Rom-Com Familiarity as a Feature, Not a Flaw

Part of what makes The Ugly Truth work as a revisit is how unapologetically it leans into rom-com structure. The banter is broad, the conflicts are telegraphed, and the emotional beats arrive exactly when you expect them to. Instead of feeling lazy, that predictability becomes soothing in a streaming era often defined by endless choice and tonal ambiguity.

Gerard Butler and Katherine Heigl’s chemistry also benefits from hindsight. Watching them now, you’re not just tracking the characters but appreciating the peak-era star power they brought to the genre. It’s a reminder of when romantic comedies were star-driven events, built around personas audiences actively sought out.

Streaming Nostalgia Hits Different on Hulu

Hulu’s library has quietly become a home for mid-budget studio films that once dominated multiplexes. The Ugly Truth fits naturally alongside other 2000s crowd-pleasers, making it part of a larger nostalgic browsing experience. For viewers scrolling past familiar titles, the film stands out as instantly recognizable and emotionally legible.

That accessibility matters. What once required a cable rerun or a dusty DVD is now just a click away, inviting both first-time viewers and returning fans. The film’s arrival on Hulu reframes it not as a relic, but as a readily available comfort watch that still knows how to entertain.

Revisiting the Era, Warts and All

Watching The Ugly Truth now also invites a more reflective kind of enjoyment. Its gender politics may feel blunt, even dated, but they offer a clear snapshot of where mainstream rom-coms were at the time. There’s value in seeing how far the genre has evolved, and in acknowledging the films that shaped its commercial peak.

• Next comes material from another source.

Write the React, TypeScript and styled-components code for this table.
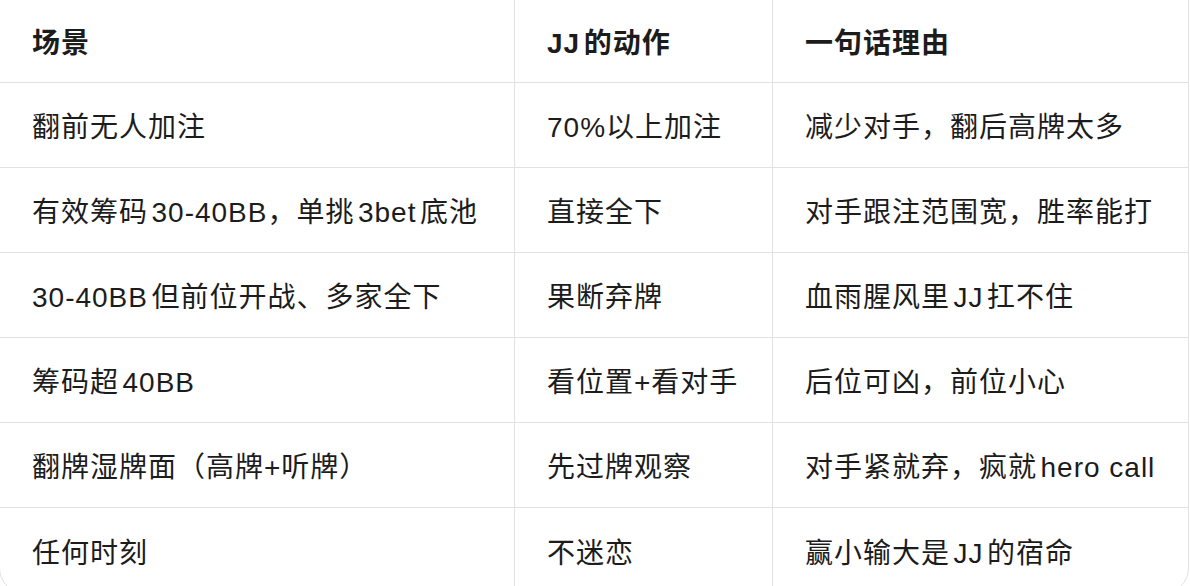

Ultimately, revisiting The Ugly Truth isn’t about declaring it a hidden masterpiece. It’s about recognizing its place in rom-com history and enjoying it for what it offers: star chemistry, glossy escapism, and a reminder of when romantic comedies aimed big and loud. On Hulu, it feels right at home, waiting to be rediscovered by viewers craving a familiar, uncomplicated dose of cinematic comfort.